- Exercise instructions: Filter the data below for the string "styles" and copy each matching line.
BEGIN Data extract
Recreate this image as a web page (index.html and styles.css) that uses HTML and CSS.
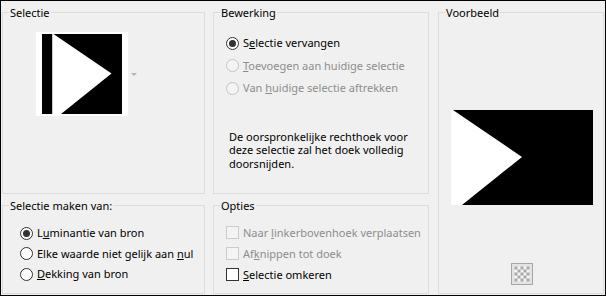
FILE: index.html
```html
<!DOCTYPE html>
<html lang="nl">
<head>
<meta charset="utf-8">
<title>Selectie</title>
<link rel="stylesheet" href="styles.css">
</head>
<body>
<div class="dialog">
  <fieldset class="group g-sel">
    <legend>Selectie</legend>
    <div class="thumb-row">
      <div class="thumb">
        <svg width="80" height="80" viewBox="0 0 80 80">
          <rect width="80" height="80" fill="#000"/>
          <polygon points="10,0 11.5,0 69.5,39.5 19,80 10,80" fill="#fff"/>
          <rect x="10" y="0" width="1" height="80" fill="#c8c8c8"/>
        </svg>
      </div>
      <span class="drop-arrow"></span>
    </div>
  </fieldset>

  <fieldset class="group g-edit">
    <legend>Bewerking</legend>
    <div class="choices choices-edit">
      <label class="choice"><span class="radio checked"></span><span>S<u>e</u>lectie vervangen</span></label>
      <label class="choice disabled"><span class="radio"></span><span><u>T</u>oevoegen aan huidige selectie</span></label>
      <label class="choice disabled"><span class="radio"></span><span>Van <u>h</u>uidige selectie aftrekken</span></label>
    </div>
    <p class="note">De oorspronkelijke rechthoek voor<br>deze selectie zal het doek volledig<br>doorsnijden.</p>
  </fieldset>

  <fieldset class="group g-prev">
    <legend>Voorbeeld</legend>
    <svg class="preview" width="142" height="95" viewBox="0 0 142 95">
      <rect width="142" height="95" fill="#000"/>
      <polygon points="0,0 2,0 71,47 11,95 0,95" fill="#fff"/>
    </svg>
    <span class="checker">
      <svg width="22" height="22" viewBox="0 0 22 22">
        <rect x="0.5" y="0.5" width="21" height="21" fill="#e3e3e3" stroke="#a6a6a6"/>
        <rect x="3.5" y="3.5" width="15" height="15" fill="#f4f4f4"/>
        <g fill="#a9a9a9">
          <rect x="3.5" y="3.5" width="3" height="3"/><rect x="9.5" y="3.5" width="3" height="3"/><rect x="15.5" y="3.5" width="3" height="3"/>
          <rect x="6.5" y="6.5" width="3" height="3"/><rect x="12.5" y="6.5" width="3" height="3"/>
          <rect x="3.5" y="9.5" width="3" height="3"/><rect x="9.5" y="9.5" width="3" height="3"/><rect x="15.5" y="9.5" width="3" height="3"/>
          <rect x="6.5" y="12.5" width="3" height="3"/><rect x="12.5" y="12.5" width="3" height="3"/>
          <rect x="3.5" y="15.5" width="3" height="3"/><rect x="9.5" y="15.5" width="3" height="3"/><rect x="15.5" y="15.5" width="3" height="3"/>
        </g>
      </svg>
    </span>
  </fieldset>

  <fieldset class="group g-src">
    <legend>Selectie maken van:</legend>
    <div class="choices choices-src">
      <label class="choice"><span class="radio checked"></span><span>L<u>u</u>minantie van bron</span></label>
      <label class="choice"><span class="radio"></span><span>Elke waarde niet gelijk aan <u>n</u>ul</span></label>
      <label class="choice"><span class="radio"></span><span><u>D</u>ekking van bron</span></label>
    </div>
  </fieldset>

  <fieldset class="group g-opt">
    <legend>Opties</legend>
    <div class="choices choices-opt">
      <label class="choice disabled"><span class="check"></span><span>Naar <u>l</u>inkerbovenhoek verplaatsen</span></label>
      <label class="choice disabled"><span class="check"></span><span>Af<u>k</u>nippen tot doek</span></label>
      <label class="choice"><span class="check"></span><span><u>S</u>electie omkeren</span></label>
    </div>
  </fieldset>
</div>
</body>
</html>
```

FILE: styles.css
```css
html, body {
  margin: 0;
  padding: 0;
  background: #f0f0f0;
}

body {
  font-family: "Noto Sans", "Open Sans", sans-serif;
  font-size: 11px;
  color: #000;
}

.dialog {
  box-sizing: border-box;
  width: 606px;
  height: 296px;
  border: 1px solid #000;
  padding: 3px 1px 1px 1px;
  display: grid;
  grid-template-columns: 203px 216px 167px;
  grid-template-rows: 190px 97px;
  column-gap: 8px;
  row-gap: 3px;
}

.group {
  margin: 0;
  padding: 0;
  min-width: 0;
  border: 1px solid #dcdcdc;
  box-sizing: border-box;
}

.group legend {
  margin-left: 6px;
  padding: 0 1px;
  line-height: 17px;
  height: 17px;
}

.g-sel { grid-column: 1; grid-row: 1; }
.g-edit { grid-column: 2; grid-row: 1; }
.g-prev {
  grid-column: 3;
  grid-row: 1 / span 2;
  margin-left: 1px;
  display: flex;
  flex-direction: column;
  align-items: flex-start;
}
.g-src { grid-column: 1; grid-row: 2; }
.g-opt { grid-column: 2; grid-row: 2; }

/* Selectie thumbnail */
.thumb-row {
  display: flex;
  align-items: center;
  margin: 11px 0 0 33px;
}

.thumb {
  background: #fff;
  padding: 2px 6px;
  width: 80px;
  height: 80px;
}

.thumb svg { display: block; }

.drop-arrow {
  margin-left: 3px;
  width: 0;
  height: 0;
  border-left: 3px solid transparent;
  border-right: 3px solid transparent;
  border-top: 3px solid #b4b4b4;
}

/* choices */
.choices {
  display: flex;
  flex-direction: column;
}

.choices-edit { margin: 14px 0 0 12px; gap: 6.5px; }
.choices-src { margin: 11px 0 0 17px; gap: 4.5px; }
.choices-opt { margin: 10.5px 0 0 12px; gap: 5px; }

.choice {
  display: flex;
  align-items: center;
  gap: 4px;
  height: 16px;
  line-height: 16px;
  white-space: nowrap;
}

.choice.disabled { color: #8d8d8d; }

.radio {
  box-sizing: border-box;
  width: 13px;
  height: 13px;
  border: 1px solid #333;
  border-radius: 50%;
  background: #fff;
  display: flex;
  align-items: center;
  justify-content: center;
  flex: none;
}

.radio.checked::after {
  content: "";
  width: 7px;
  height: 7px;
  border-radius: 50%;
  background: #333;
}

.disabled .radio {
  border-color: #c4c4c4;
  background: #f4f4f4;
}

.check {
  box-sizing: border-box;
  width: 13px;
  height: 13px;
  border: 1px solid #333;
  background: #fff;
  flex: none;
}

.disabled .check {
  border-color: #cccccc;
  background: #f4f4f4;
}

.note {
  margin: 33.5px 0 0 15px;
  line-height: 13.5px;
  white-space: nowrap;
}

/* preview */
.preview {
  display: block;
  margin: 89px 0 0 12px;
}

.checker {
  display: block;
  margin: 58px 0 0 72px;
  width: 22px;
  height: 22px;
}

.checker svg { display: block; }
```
END Data extract
- Result for this task:
Recreate this image as a web page (index.html and styles.css) that uses HTML and CSS.
<link rel="stylesheet" href="styles.css">
FILE: styles.css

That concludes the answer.